#### What is expected:
Copy everything in the data below exactly except the pictures.

#### Entries:
* * * *
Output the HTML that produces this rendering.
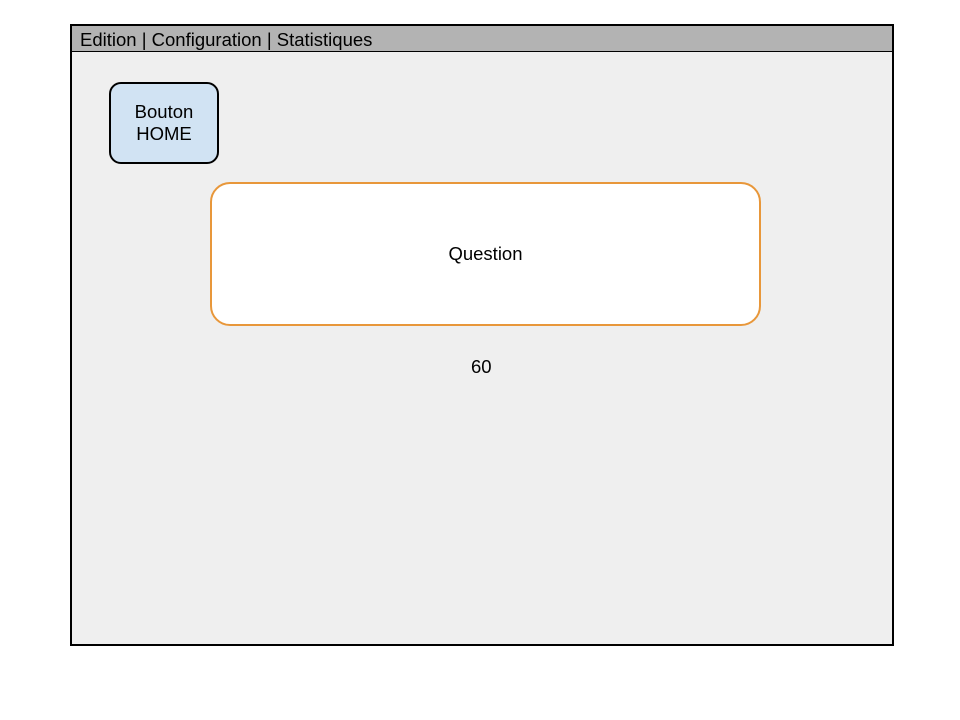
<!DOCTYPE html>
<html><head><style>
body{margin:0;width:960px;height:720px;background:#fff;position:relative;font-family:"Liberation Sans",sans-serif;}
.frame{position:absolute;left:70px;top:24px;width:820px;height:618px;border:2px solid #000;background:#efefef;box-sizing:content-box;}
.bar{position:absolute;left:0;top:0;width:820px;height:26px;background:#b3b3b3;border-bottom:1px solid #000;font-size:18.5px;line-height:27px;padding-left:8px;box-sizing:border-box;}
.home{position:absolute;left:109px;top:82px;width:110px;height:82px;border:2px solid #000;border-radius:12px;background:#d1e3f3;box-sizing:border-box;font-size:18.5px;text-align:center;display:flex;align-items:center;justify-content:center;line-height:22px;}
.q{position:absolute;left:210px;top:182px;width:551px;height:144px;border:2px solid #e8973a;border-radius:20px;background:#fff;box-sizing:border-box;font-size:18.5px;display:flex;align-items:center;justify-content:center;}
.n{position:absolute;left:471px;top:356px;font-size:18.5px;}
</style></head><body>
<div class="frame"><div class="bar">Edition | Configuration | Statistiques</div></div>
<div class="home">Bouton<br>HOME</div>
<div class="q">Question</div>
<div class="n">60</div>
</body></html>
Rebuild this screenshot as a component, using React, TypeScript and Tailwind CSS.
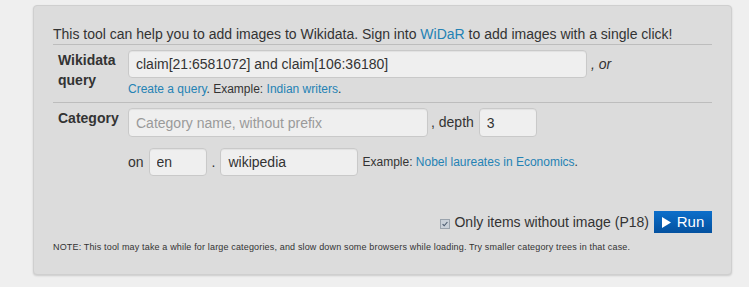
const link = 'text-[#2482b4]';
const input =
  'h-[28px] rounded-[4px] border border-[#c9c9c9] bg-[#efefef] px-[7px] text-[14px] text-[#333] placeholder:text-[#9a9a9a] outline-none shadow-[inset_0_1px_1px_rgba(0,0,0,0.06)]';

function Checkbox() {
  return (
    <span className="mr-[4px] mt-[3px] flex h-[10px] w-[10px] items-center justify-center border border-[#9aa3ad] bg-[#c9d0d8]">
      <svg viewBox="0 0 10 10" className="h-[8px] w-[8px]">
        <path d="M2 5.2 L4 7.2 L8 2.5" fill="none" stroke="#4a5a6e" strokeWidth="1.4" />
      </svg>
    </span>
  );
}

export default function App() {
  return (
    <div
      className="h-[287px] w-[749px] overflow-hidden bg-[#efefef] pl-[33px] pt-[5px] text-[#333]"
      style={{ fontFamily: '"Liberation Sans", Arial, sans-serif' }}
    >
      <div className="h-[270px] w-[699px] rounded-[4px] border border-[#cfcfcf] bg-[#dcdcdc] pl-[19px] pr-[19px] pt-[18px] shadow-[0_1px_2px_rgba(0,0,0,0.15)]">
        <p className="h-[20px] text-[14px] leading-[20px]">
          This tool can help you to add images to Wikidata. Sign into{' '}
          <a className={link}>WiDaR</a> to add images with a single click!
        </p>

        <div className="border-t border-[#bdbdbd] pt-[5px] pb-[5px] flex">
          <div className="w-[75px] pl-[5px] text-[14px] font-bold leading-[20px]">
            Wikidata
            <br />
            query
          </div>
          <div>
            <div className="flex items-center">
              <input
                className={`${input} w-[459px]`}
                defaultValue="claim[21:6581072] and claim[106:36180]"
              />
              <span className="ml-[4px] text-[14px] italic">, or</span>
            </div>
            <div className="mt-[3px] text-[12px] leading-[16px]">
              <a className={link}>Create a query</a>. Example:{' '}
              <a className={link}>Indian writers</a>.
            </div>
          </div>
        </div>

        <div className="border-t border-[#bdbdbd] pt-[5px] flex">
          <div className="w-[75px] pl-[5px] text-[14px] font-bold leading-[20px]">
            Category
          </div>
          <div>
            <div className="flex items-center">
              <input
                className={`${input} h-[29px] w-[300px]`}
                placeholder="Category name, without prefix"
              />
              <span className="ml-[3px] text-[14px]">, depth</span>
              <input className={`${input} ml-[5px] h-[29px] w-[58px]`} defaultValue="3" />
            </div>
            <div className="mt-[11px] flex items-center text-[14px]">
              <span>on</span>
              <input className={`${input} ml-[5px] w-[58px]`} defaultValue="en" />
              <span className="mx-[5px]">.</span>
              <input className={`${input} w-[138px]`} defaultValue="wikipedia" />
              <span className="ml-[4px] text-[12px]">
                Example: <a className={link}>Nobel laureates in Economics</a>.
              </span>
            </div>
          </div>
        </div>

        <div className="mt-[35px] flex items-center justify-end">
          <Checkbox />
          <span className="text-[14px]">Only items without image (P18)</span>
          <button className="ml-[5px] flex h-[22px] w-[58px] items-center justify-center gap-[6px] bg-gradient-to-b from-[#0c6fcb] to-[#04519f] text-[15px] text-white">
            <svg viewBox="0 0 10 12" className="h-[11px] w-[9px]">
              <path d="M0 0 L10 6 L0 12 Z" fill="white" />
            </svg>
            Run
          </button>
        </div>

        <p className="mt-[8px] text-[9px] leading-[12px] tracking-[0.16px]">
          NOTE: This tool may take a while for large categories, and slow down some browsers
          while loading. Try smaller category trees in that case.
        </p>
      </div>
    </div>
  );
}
* * * *
#### Exercise solution:
Output the HTML that produces this rendering.
<!DOCTYPE html>
<html><head><style>
body{margin:0;width:960px;height:720px;background:#fff;position:relative;font-family:"Liberation Sans",sans-serif;}
.frame{position:absolute;left:70px;top:24px;width:820px;height:618px;border:2px solid #000;background:#efefef;box-sizing:content-box;}
.bar{position:absolute;left:0;top:0;width:820px;height:26px;background:#b3b3b3;border-bottom:1px solid #000;font-size:18.5px;line-height:27px;padding-left:8px;box-sizing:border-box;}
.home{position:absolute;left:109px;top:82px;width:110px;height:82px;border:2px solid #000;border-radius:12px;background:#d1e3f3;box-sizing:border-box;font-size:18.5px;text-align:center;display:flex;align-items:center;justify-content:center;line-height:22px;}
.q{position:absolute;left:210px;top:182px;width:551px;height:144px;border:2px solid #e8973a;border-radius:20px;background:#fff;box-sizing:border-box;font-size:18.5px;display:flex;align-items:center;justify-content:center;}
.n{position:absolute;left:471px;top:356px;font-size:18.5px;}
</style></head><body>
<div class="frame"><div class="bar">Edition | Configuration | Statistiques</div></div>
<div class="home">Bouton<br>HOME</div>
<div class="q">Question</div>
<div class="n">60</div>
</body></html>
Rebuild this screenshot as a component, using React, TypeScript and Tailwind CSS.
const link = 'text-[#2482b4]';
const input =
  'h-[28px] rounded-[4px] border border-[#c9c9c9] bg-[#efefef] px-[7px] text-[14px] text-[#333] placeholder:text-[#9a9a9a] outline-none shadow-[inset_0_1px_1px_rgba(0,0,0,0.06)]';

function Checkbox() {
  return (
    <span className="mr-[4px] mt-[3px] flex h-[10px] w-[10px] items-center justify-center border border-[#9aa3ad] bg-[#c9d0d8]">
      <svg viewBox="0 0 10 10" className="h-[8px] w-[8px]">
        <path d="M2 5.2 L4 7.2 L8 2.5" fill="none" stroke="#4a5a6e" strokeWidth="1.4" />
      </svg>
    </span>
  );
}

export default function App() {
  return (
    <div
      className="h-[287px] w-[749px] overflow-hidden bg-[#efefef] pl-[33px] pt-[5px] text-[#333]"
      style={{ fontFamily: '"Liberation Sans", Arial, sans-serif' }}
    >
      <div className="h-[270px] w-[699px] rounded-[4px] border border-[#cfcfcf] bg-[#dcdcdc] pl-[19px] pr-[19px] pt-[18px] shadow-[0_1px_2px_rgba(0,0,0,0.15)]">
        <p className="h-[20px] text-[14px] leading-[20px]">
          This tool can help you to add images to Wikidata. Sign into{' '}
          <a className={link}>WiDaR</a> to add images with a single click!
        </p>

        <div className="border-t border-[#bdbdbd] pt-[5px] pb-[5px] flex">
          <div className="w-[75px] pl-[5px] text-[14px] font-bold leading-[20px]">
            Wikidata
            <br />
            query
          </div>
          <div>
            <div className="flex items-center">
              <input
                className={`${input} w-[459px]`}
                defaultValue="claim[21:6581072] and claim[106:36180]"
              />
              <span className="ml-[4px] text-[14px] italic">, or</span>
            </div>
            <div className="mt-[3px] text-[12px] leading-[16px]">
              <a className={link}>Create a query</a>. Example:{' '}
              <a className={link}>Indian writers</a>.
            </div>
          </div>
        </div>

        <div className="border-t border-[#bdbdbd] pt-[5px] flex">
          <div className="w-[75px] pl-[5px] text-[14px] font-bold leading-[20px]">
            Category
          </div>
          <div>
            <div className="flex items-center">
              <input
                className={`${input} h-[29px] w-[300px]`}
                placeholder="Category name, without prefix"
              />
              <span className="ml-[3px] text-[14px]">, depth</span>
              <input className={`${input} ml-[5px] h-[29px] w-[58px]`} defaultValue="3" />
            </div>
            <div className="mt-[11px] flex items-center text-[14px]">
              <span>on</span>
              <input className={`${input} ml-[5px] w-[58px]`} defaultValue="en" />
              <span className="mx-[5px]">.</span>
              <input className={`${input} w-[138px]`} defaultValue="wikipedia" />
              <span className="ml-[4px] text-[12px]">
                Example: <a className={link}>Nobel laureates in Economics</a>.
              </span>
            </div>
          </div>
        </div>

        <div className="mt-[35px] flex items-center justify-end">
          <Checkbox />
          <span className="text-[14px]">Only items without image (P18)</span>
          <button className="ml-[5px] flex h-[22px] w-[58px] items-center justify-center gap-[6px] bg-gradient-to-b from-[#0c6fcb] to-[#04519f] text-[15px] text-white">
            <svg viewBox="0 0 10 12" className="h-[11px] w-[9px]">
              <path d="M0 0 L10 6 L0 12 Z" fill="white" />
            </svg>
            Run
          </button>
        </div>

        <p className="mt-[8px] text-[9px] leading-[12px] tracking-[0.16px]">
          NOTE: This tool may take a while for large categories, and slow down some browsers
          while loading. Try smaller category trees in that case.
        </p>
      </div>
    </div>
  );
}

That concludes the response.